Los libros de texto dicen que para salir de una crisis hay que convencer a los afectados de que ya pasó, pero lo malo es que la normalización más rápida ocurrida en Acapulco, ha sido la delincuencial. Concretamente, dicen los taxistas que “tienen que cumplir con la aportación a los grupos delincuenciales”. En el uso de ese lenguaje hay una trágica normalización y atenuación de lo que es, esencialmente, la resiliencia de un estado paralelo al jurídico.

Algunos testimonios de líderes del crimen organizado han registrado que, con sus palabras, ellos dicen que su negocio no está, o no puede estar sujeto, a los vaivenes económicos formales. En otras palabras, que ellos no entran en recesión. El caso de Acapulco ilustra bien porqué.

La necesidad en situaciones límite muestra las leyes del mercado llevadas a sus consecuencias lógicas cuando no hay reguladores políticos: por eso una botella de agua puede costar 200 pesos, un kg de huevos 500, y así. Porque es la escasez absoluta, más la falta de información disponible sobre precios, lo que convierte el mercado en uno donde el vendedor arbitrario manda.

La ausencia de Estado (temporal, selectiva, usted disponga) vuelve al crimen organizado la única estructura de normas presente en la localidad, una que además no está sujeta a control constitucional alguno, es decir, no tiene que respetar ni derechos humanos ni debido proceso, así que actúa como lo hace el soberano frente a la situación de escasez descrita: mediante la confiscación y la redistribución.

Naturalmente, una y otra se llevan a cabo con criterios de maximización económica, no de rentabilidad política ni de justicia, y ahí el ciclo vuelve a empezar. La fotografía poblacional de Acapulco es diáfana porque, así descrita, queda claro que el único grupo que importa es el que tiene dinero para invertir y el que estaba, bien o mal, asegurado en sus bienes devastados por el huracán. Son ellos a los que el gobierno tendría que convencer de quedarse, más específicamente de volver a meter ahí su dinero, y no es fácil.

Lo que es realmente trágico, entonces, es que los que menos tienen agencia en la posible reconstrucción de Acapulco o su reactivación económica, son los propios guerrerenses.  Acapulco ha sido una ciudad, desde siempre, modelo de economía extractiva, como lo son casi todas las ciudades dependientes del turismo. Las inversiones turísticas, empero, ya llevaban un tiempo a la baja, por la pandemia, la percepción de inseguridad, el cobro de piso y lo demás. Para muchos, los que hayan estado asegurados, el huracán es el pretexto perfecto para reinvertir lo que recuperen en otro lado.

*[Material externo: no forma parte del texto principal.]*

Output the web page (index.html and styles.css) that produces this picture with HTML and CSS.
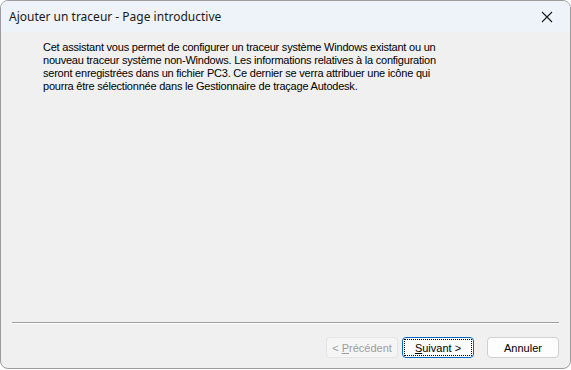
FILE: index.html
```html
<!DOCTYPE html>
<html lang="fr">
<head>
    <meta charset="UTF-8">
    <title>Ajouter un traceur - Page introductive</title>
    <link rel="stylesheet" href="styles.css">
</head>
<body>
    <div class="dialog">
        <div class="titlebar">
            <span class="title">Ajouter un traceur - Page introductive</span>
            <button class="close-btn" aria-label="Fermer">
                <svg width="12" height="12" viewBox="0 0 12 12">
                    <path d="M1 1 L11 11 M11 1 L1 11" stroke="#1a1a1a" stroke-width="1.1" fill="none"/>
                </svg>
            </button>
        </div>
        <div class="content">
            <p class="intro">
                Cet assistant vous permet de configurer un traceur système Windows existant ou un
                nouveau traceur système non-Windows. Les informations relatives à la configuration
                seront enregistrées dans un fichier PC3. Ce dernier se verra attribuer une icône qui
                pourra être sélectionnée dans le Gestionnaire de traçage Autodesk.
            </p>
        </div>
        <div class="footer">
            <div class="separator"></div>
            <div class="buttons">
                <button class="btn" disabled>&lt; <u>P</u>récédent</button>
                <button class="btn btn-default"><span class="focus"><u>S</u>uivant &gt;</span></button>
                <button class="btn btn-cancel">Annuler</button>
            </div>
        </div>
    </div>
</body>
</html>
```

FILE: styles.css
```css
body {
    margin: 0;
    padding: 0;
    background-color: white;
    font-family: 'Liberation Sans', Arial, sans-serif;
}
.dialog {
    width: 569px;
    height: 367px;
    border: 1px solid #9c9c9c;
    border-radius: 8px;
    background-color: #f0f0f0;
    overflow: hidden;
    display: flex;
    flex-direction: column;
}
.titlebar {
    height: 31px;
    background-color: #eef3f9;
    display: flex;
    align-items: center;
    justify-content: space-between;
    padding-left: 8px;
}
.title {
    font-family: 'Noto Sans', 'Liberation Sans', sans-serif;
    font-size: 12px;
    color: #1a1a1a;
}
.close-btn {
    background: none;
    border: none;
    padding: 0;
    width: 46px;
    height: 31px;
    display: flex;
    align-items: center;
    justify-content: center;
}
.content {
    flex-grow: 1;
    padding: 9px 0 0 42px;
}
.intro {
    margin: 0;
    width: 400px;
    font-size: 11px;
    line-height: 13px;
    color: #000;
    letter-spacing: -0.22px;
}
.footer {
    padding: 0 11px 10px 11px;
}
.separator {
    height: 1px;
    background-color: #a0a0a0;
    border-bottom: 1px solid #ffffff;
    margin-bottom: 13px;
}
.buttons {
    display: flex;
    justify-content: flex-end;
    gap: 4px;
}
.btn {
    width: 72px;
    height: 21px;
    padding: 0;
    font-family: 'Liberation Sans', Arial, sans-serif;
    font-size: 11px;
    color: #000;
    background-color: #fdfdfd;
    border: 1px solid #d0d0d0;
    border-radius: 4px;
}
.btn:disabled {
    color: #9d9d9d;
    background-color: #f5f5f5;
    border-color: #e5e5e5;
}
.btn-default {
    border-color: #0067c0;
    padding: 1px;
}
.focus {
    display: flex;
    align-items: center;
    justify-content: center;
    height: 100%;
    border: 1px dotted #000;
    box-sizing: border-box;
}
.btn-cancel {
    margin-left: 9px;
}
```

En el otro extremo está la narrativa gubernamental, que se respalda con decisiones cuyo optimismo sólo cabe en el delirio o en el cinismo, a saber, que el tianguis turístico se lleve a cabo en Acapulco y sólo se mueva un mes. Reiteramos la importancia, en teoría de la crisis, de dar la sensación de normalidad, lo más pronto posible, no como farsa sino como parte de la solución del problema real, porque si no hay convicción de que la crisis ha pasado, las personas no normalizan su propia conducta. En este caso, puede ser que el mensaje ni siquiera sea para los acapulqueños, a los que no se podrá engañar con carpas y fotos, sino para el resto del país, porque el tianguis se llevará a cabo a dos meses de distancia de las elecciones de 2024.